== Task details ==
For the data below, work out how many lines include the string "that" and report only the number.

*** Data in this exercise ***

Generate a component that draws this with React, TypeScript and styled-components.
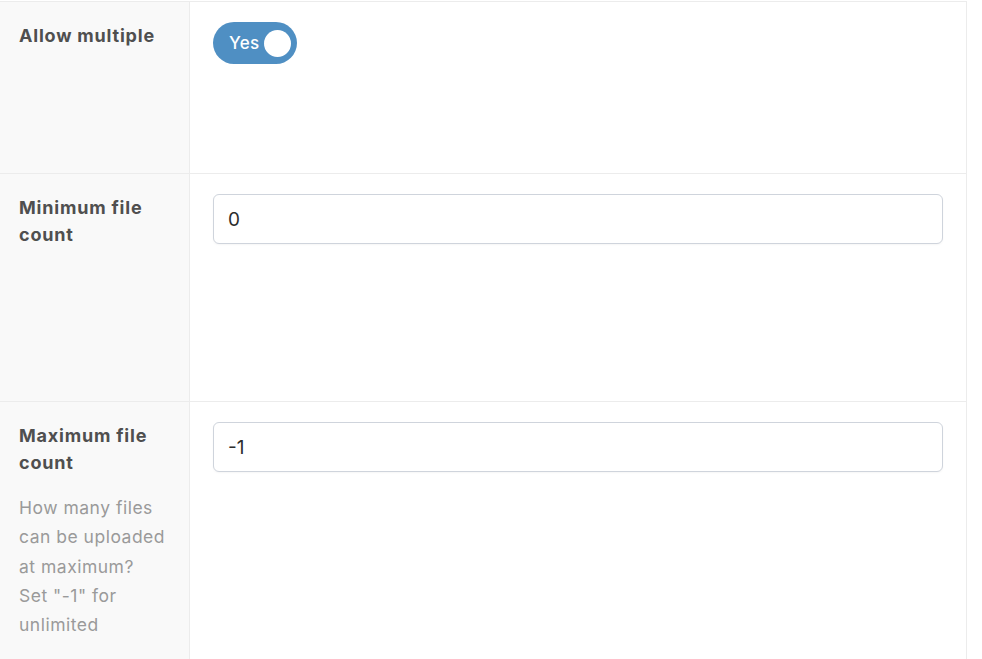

***
*** Data in this exercise ***

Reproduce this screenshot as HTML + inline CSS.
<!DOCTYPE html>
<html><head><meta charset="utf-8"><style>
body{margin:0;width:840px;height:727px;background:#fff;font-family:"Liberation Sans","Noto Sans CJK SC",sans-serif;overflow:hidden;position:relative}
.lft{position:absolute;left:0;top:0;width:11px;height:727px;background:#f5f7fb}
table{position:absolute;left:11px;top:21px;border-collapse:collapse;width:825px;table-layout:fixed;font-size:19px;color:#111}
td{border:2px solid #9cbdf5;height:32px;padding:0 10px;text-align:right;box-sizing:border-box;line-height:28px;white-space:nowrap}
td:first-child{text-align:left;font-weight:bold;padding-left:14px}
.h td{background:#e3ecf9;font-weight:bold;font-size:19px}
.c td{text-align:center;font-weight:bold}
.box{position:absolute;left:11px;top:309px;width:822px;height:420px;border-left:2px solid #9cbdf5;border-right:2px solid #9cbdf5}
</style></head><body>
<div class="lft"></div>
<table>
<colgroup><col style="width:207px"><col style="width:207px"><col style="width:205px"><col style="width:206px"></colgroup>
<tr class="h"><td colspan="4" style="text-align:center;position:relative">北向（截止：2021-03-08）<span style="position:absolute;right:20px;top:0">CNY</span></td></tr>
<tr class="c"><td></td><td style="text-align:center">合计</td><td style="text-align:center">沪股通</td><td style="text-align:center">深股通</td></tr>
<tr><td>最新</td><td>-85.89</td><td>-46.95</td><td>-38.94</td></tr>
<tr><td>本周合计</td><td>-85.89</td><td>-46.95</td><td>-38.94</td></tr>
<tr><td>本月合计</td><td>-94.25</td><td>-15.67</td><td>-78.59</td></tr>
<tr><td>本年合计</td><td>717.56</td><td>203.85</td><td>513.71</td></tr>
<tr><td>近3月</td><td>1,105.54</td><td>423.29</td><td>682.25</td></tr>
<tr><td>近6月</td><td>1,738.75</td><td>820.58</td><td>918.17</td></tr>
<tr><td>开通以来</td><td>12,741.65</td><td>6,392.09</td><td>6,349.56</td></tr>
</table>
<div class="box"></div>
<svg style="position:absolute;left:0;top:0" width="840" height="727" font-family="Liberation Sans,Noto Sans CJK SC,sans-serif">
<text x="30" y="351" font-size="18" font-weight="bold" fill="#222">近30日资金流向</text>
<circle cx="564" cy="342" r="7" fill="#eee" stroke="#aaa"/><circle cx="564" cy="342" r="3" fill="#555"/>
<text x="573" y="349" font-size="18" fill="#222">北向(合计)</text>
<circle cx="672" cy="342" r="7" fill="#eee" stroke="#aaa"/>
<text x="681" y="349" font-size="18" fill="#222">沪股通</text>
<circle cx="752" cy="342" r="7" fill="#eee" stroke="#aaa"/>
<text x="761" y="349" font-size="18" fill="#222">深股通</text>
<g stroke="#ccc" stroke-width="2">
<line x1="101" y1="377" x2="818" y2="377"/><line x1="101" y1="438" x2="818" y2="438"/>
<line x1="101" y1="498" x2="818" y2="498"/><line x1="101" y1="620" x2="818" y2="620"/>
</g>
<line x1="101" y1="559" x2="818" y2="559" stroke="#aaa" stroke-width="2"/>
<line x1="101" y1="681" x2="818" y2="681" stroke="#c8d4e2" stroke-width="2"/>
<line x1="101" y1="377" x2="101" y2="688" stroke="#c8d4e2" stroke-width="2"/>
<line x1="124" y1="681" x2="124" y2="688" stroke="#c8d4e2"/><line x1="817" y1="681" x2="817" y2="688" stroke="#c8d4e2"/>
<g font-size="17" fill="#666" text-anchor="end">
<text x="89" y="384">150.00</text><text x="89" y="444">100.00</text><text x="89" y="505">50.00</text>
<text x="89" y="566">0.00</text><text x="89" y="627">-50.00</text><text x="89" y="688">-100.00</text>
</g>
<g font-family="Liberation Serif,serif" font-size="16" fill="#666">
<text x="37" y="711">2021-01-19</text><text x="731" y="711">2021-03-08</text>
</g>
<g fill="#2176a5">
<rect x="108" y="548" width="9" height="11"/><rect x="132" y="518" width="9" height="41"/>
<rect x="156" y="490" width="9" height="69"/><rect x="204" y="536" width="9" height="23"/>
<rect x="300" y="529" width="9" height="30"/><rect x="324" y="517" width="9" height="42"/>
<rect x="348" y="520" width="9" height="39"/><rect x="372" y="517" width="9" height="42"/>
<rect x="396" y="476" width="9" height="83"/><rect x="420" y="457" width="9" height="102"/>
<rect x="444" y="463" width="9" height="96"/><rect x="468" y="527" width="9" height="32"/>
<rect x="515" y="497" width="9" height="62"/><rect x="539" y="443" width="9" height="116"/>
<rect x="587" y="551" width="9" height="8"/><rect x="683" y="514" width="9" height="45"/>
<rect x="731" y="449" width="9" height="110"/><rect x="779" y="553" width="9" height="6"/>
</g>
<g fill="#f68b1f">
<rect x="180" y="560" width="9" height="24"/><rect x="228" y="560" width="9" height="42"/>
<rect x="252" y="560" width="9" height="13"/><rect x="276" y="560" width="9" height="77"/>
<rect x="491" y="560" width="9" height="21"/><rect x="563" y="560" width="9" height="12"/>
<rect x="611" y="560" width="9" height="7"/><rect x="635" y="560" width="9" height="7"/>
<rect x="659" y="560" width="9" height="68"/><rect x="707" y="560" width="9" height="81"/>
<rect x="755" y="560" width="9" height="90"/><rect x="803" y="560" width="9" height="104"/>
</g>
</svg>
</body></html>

***
*** Data in this exercise ***

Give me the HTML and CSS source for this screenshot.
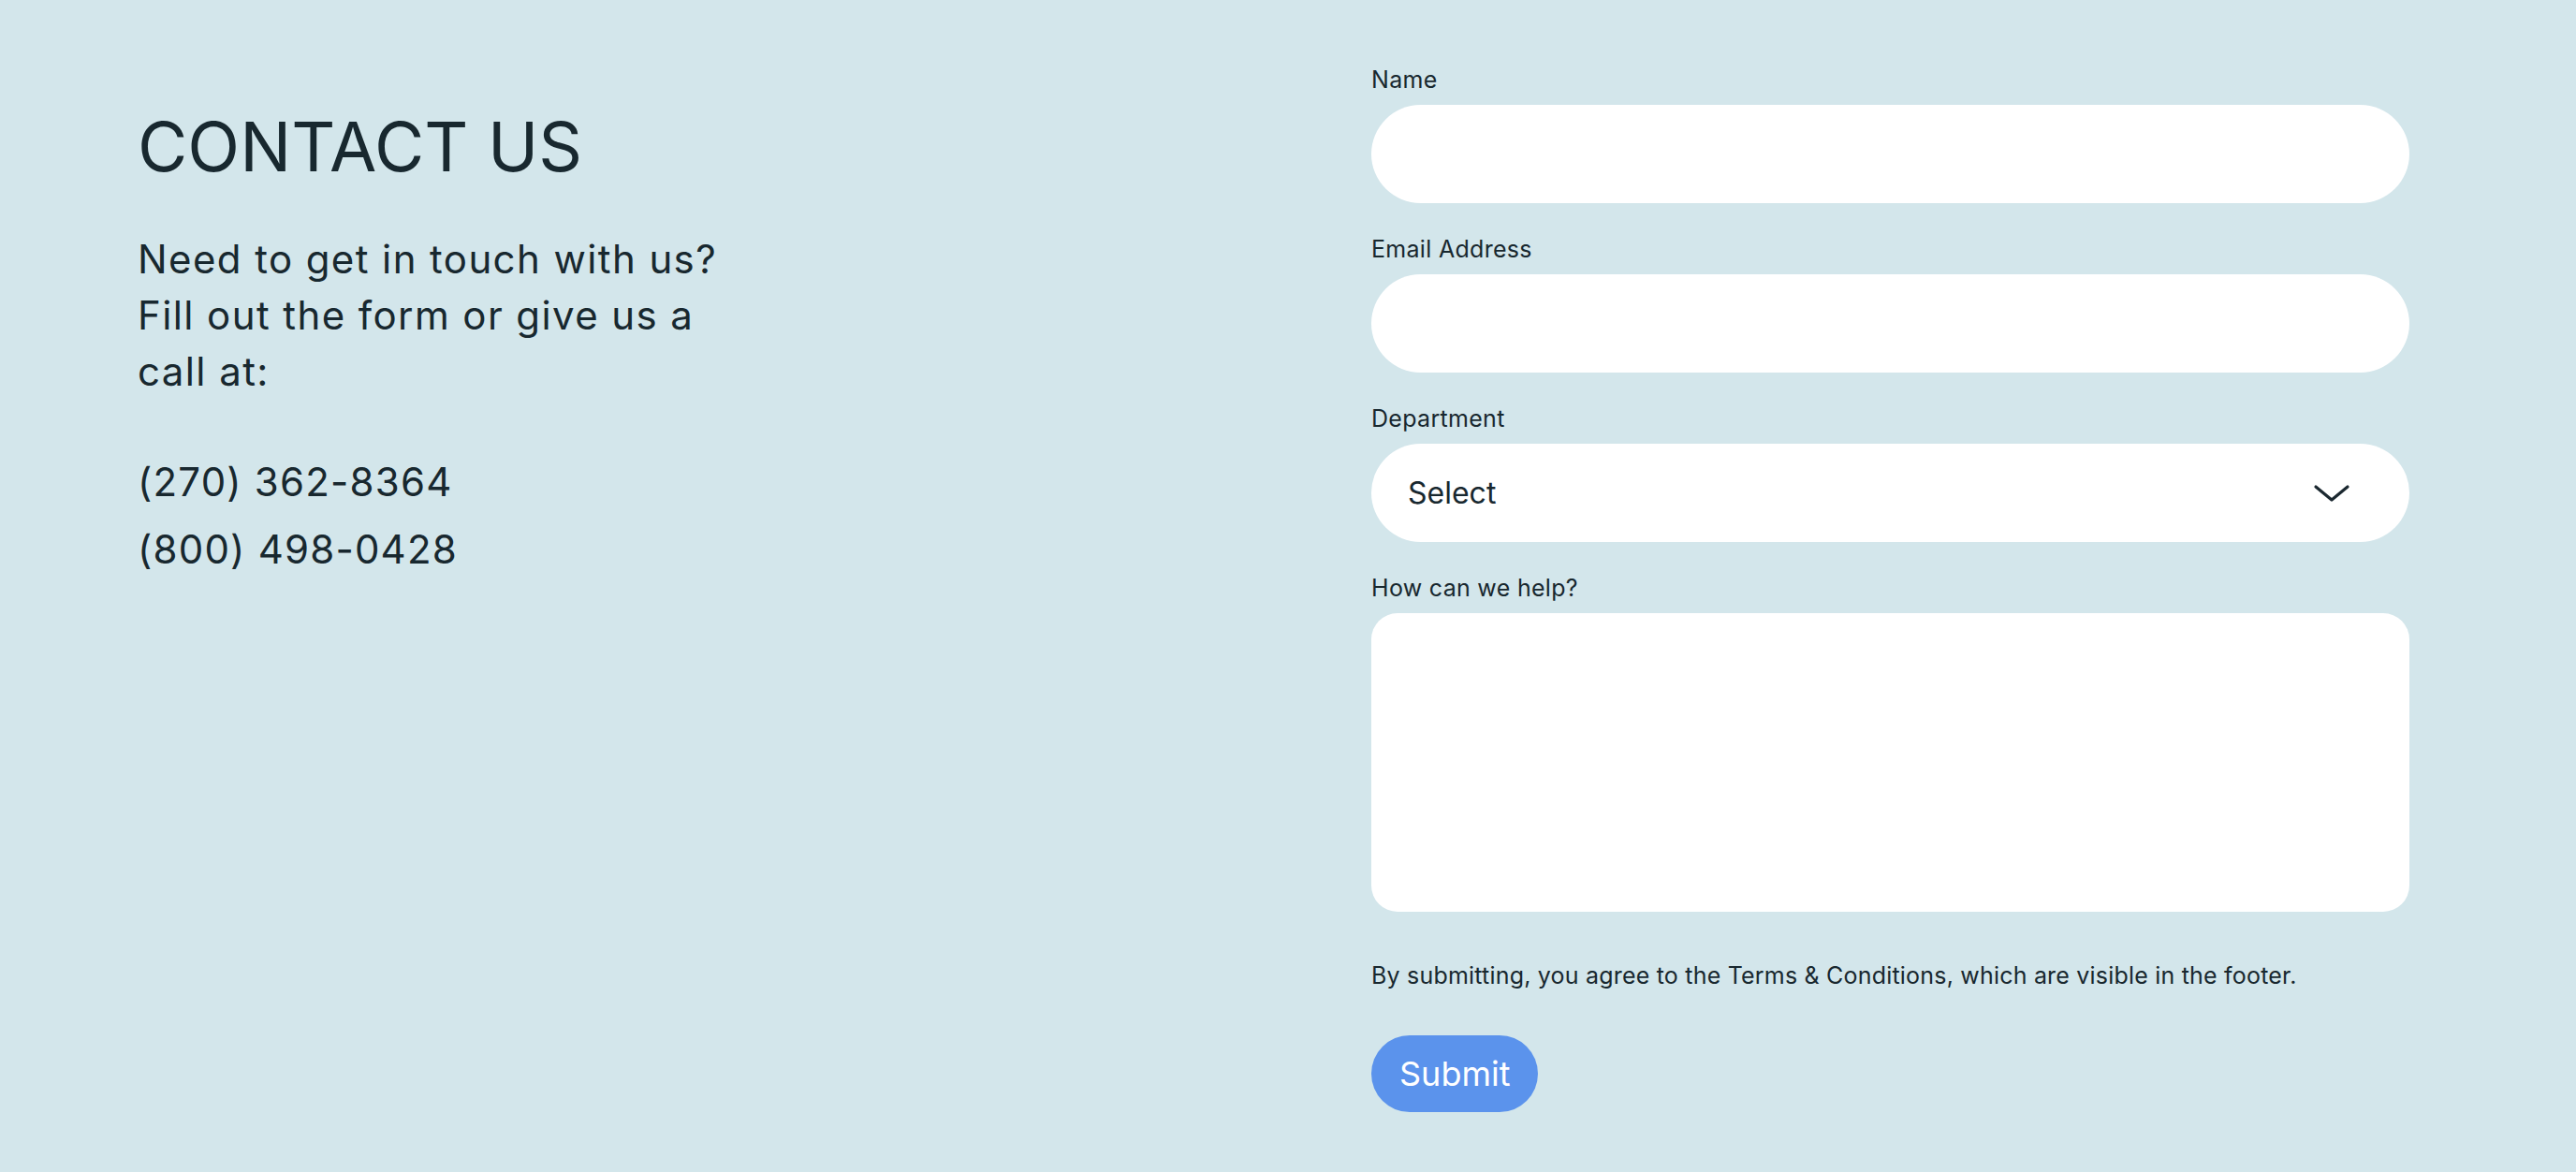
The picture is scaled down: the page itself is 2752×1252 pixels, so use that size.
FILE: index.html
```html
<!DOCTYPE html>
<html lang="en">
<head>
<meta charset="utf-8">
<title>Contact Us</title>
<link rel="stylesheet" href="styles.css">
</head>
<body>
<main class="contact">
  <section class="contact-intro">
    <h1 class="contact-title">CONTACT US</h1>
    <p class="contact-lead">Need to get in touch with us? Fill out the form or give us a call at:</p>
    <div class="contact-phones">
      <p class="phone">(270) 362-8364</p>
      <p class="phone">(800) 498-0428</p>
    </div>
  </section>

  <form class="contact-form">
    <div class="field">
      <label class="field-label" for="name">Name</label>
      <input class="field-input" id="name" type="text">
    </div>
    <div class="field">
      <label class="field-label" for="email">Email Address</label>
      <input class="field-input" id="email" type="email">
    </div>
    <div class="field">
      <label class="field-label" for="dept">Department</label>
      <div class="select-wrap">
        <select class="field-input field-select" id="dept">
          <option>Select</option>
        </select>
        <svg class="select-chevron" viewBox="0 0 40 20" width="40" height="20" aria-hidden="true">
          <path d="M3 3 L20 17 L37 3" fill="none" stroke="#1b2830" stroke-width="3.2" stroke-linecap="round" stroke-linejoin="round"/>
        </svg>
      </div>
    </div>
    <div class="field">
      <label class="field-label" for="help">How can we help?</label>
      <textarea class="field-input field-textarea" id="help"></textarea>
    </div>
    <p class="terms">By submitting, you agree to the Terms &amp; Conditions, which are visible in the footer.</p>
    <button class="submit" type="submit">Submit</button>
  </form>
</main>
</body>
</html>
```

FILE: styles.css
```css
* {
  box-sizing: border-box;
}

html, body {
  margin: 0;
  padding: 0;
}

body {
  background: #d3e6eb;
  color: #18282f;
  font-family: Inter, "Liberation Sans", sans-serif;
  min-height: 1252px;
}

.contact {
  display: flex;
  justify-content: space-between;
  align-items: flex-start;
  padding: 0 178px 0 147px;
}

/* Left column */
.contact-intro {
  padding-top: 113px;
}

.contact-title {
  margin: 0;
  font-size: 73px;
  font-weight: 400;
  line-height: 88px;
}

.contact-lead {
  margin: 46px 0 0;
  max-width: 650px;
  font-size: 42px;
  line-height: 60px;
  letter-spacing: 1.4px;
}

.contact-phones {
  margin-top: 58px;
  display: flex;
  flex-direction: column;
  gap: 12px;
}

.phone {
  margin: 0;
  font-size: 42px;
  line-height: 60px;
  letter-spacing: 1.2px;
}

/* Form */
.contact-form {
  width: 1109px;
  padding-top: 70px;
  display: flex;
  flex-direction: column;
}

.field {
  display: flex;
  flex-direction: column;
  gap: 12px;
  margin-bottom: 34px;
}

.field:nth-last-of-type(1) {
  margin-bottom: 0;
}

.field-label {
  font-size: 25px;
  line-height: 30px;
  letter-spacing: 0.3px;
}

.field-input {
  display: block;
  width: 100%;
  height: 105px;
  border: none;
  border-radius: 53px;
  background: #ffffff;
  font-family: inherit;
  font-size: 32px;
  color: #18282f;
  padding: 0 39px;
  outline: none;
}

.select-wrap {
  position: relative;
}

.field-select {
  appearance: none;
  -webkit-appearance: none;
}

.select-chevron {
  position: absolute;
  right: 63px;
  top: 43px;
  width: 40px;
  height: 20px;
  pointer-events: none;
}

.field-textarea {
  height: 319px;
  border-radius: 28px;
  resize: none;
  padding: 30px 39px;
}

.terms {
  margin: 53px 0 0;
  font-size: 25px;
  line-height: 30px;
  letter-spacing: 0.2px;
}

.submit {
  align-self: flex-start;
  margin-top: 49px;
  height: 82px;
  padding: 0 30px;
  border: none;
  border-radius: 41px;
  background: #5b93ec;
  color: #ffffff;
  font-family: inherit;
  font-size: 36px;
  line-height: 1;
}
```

***

== Completed task ==
2